Ostatni raz Piast nie przegrał 9 oficjalnych meczów z rzędu w drugiej połowie 2019 roku, kiedy zmierzał po trzecie miejsce w lidze. Lepszy był kilka miesięcy wcześniej, gdy wygrał 8 na 10 spotkań (plus dwa remisy), został mistrzem Polski, a potem dorzucił jeszcze jeden remis w europejskich pucharach. Teraz jest na dobrej drodze, by nawiązać do tego drugiego wyniku, bo mimo że Śląsk w tabeli znajduje się wyżej, to na wyjazdach spisuje się słabiutko (7 punktów). Żeby nie było, gliwiczanie u siebie radzą sobie jeszcze gorzej (6 punktów), ale ostatnie spotkania wrocławian powodowały, że musieliśmy urządzać sobie kąpiel oczu. Piast przynajmniej kreował jakieś widowisko, a nawet odblokował swoje największe niewypały. Przeciwko Wiśle pierwszą liczbę (asystę) w tym sezonie ligowym zanotował Patryk Lipski, z kolei Kristopher Vida strzelił pierwszego gola od niespełna 11 miesięcy, a konkretniej od 11 marca 2020 roku.

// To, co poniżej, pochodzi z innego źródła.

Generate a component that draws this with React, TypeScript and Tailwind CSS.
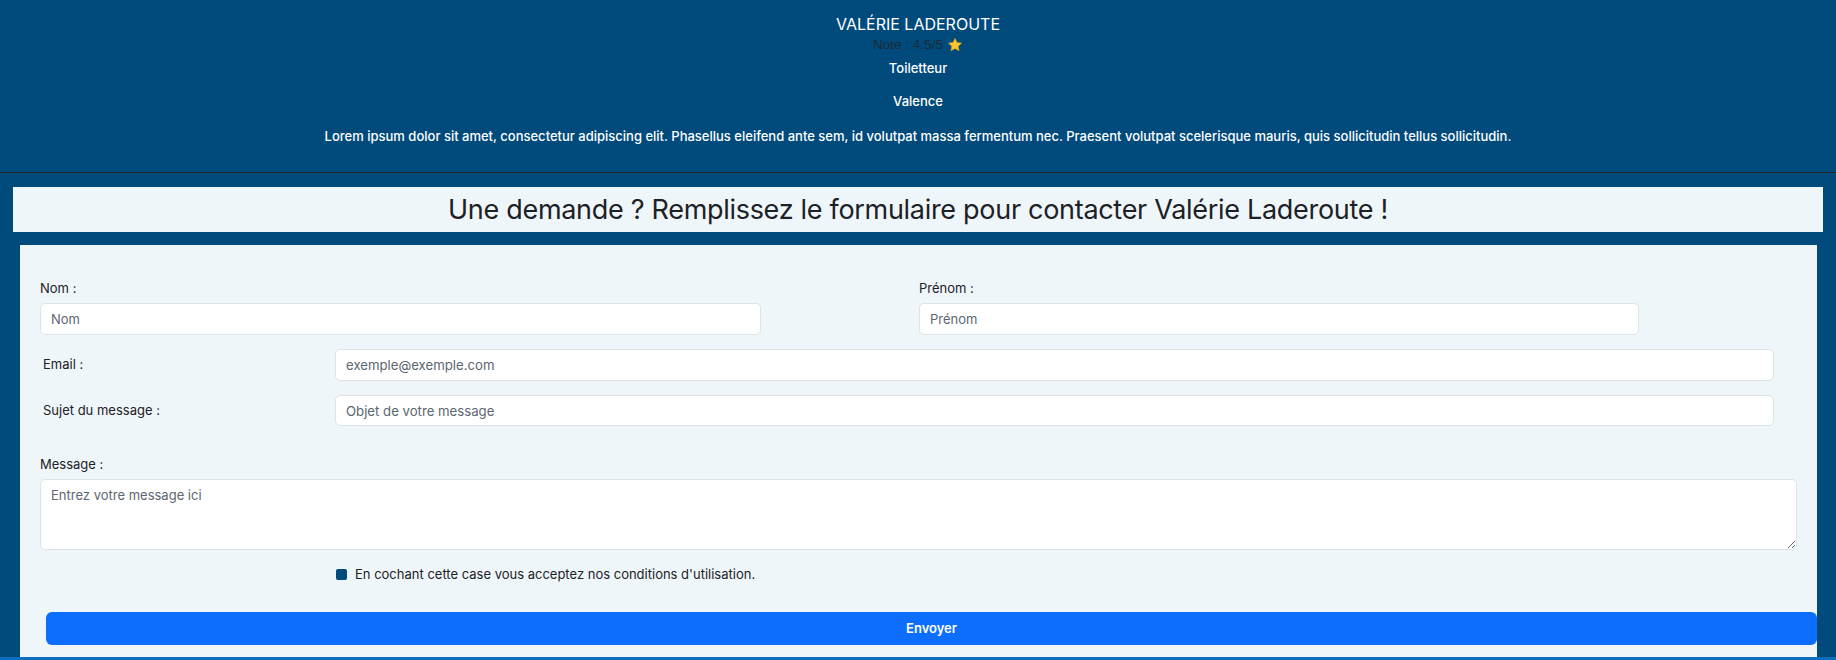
import React from 'react';

function Star() {
  return (
    <svg width="16" height="16" viewBox="0 0 24 24" className="inline-block">
      <path
        d="M12 2.2l2.9 6.2 6.8.8-5 4.6 1.3 6.7L12 17.2l-6 3.3 1.3-6.7-5-4.6 6.8-.8z"
        fill="#fdc52c"
        stroke="#f0a818"
        strokeWidth="1"
        strokeLinejoin="round"
      />
    </svg>
  );
}

export default function App() {
  return (
    <div className="w-[1836px] h-[660px] overflow-hidden bg-[#004a7c] font-['Inter','Liberation_Sans',sans-serif]">
      <header className="h-[173px] border-b border-[#1f2a33] flex flex-col items-center text-white">
        <h2 className="mt-[14px] text-[16px] leading-[20px]">VALÉRIE LADEROUTE</h2>
        <div className="flex items-center gap-[4px] mt-[2px] text-[13.5px] leading-[18px] text-[#1c2a38] font-['Liberation_Sans',sans-serif]">
          <span>Note : 4.5/5</span>
          <Star />
        </div>
        <p className="mt-[5px] text-[13px] leading-[18px] font-medium">Toiletteur</p>
        <p className="mt-[15px] text-[13px] leading-[18px] font-medium">Valence</p>
        <p className="mt-[17px] text-[13px] leading-[18px] font-medium">
          Lorem ipsum dolor sit amet, consectetur adipiscing elit. Phasellus eleifend ante sem, id volutpat massa fermentum nec. Praesent volutpat scelerisque mauris, quis sollicitudin tellus sollicitudin.
        </p>
      </header>

      <div className="mt-[14px] ml-[13px] w-[1810px] h-[45px] bg-[#eff6fa] flex items-center justify-center">
        <h1 className="text-[27px] leading-[32px] text-[#1d2126] tracking-[-0.3px]">
          Une demande ? Remplissez le formulaire pour contacter Valérie Laderoute !
        </h1>
      </div>

      <form className="mt-[13px] ml-[20px] w-[1797px] h-[412px] bg-[#eff6fa] pl-[20px] pt-[35px] text-[13px] text-[#1d2126]">
        <div className="grid grid-cols-[879px_1fr]">
          <div>
            <label className="block leading-[16px]">Nom :</label>
            <input
              placeholder="Nom"
              className="mt-[7px] w-[721px] h-[32px] rounded-[5px] border border-[#dde2e6] bg-white px-[10px] text-[13px] placeholder:text-[#5c6670] outline-none"
            />
          </div>
          <div>
            <label className="block leading-[16px]">Prénom :</label>
            <input
              placeholder="Prénom"
              className="mt-[7px] w-[720px] h-[32px] rounded-[5px] border border-[#dde2e6] bg-white px-[10px] text-[13px] placeholder:text-[#5c6670] outline-none"
            />
          </div>
        </div>

        <div className="mt-[14px] flex items-center">
          <label className="w-[295px] pl-[3px]">Email :</label>
          <input
            placeholder="exemple@exemple.com"
            className="w-[1439px] h-[32px] rounded-[5px] border border-[#dde2e6] bg-white px-[10px] text-[13.2px] placeholder:text-[#5c6670] outline-none"
          />
        </div>

        <div className="mt-[14px] flex items-center">
          <label className="w-[295px] pl-[3px]">Sujet du message :</label>
          <input
            placeholder="Objet de votre message"
            className="w-[1439px] h-[31px] rounded-[5px] border border-[#dde2e6] bg-white px-[10px] text-[13.2px] placeholder:text-[#5c6670] outline-none"
          />
        </div>

        <label className="block mt-[30px] leading-[16px]">Message :</label>
        <textarea
          placeholder="Entrez votre message ici"
          className="block mt-[7px] w-[1757px] h-[71px] rounded-[5px] border border-[#dde2e6] bg-white px-[10px] py-[6px] text-[13px] placeholder:text-[#5c6670] outline-none"
        />

        <div className="mt-[16px] ml-[296px] flex items-center gap-[8px]">
          <span className="w-[11px] h-[11px] rounded-[2px] bg-[#004a7c]" />
          <span className="leading-[16px]">En cochant cette case vous acceptez nos conditions d'utilisation.</span>
        </div>

        <button
          type="button"
          className="mt-[30px] ml-[6px] w-[1771px] h-[33px] rounded-[6px] bg-[#0d6efd] text-white text-[13px] font-semibold"
        >
          Envoyer
        </button>
      </form>

      <div className="h-[3px] bg-[#0a6ebd]" />
    </div>
  );
}
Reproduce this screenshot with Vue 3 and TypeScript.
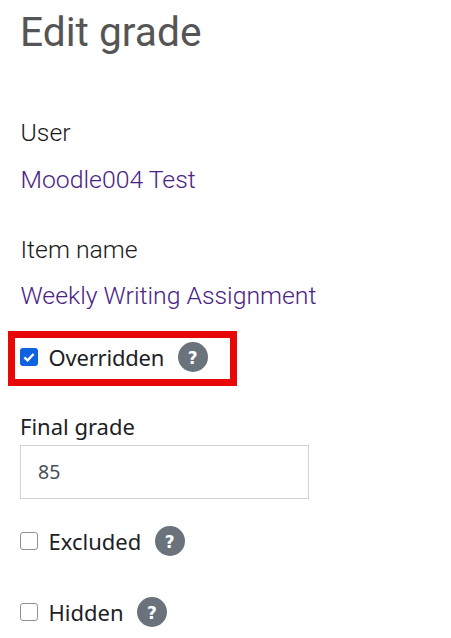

Co do Śląska, to tak jak wspomnieliśmy – po okresie przygotowawczym niewiele się zmieniło. Ze Stalą Mielec zawiodła głównie formacja ofensywna z Bartłomiejem Pawłowskim, czy Erikiem Exposito na czele, ale to raczej dziwić nie powinno, bo już od jakiegoś czasu podopiecznym Lavicki brakuje zęba z przodu. Ostatnie 10 meczów to 10 strzelonych goli – mniej ma tylko Górnik i Podbeskidzie (7). Dla porównania, taki Piast Gliwice nazbierał ich prawie dwukrotnie więcej, bo 19.
Nie spodziewamy się wybitnego widowiska. Jesteśmy w zasadzie przygotowani na najgorsze, co nie zmienia faktu, że dzisiejsze spotkanie waży całkiem sporo, głównie dla Piasta. Co prawda, każdy pamięta, że podopiecznym Waldemara Fornalika udało się odrobić 10 punktów w 8 kolejek, gdy sięgali po mistrzostwo Polski, ale każdy też raczej zdaje sobie sprawę z tego, że to już nie tak samo stabilna, zgrana ekipa. Obecna ma wyraźnego lidera, zawodnika, od którego zależy bardzo dużo, wtedy tajemnica sukcesu tkwiła w odpowiednio ułożonych puzzlach.
Zaczyna się runda rewanżowa, do końca 15 spotkań, więc czas usiąść drugi raz do tej samej układanki. Za pierwszym razem Piast dostał w trąbę 0:2 i długo się nie podniósł. Jak będzie teraz?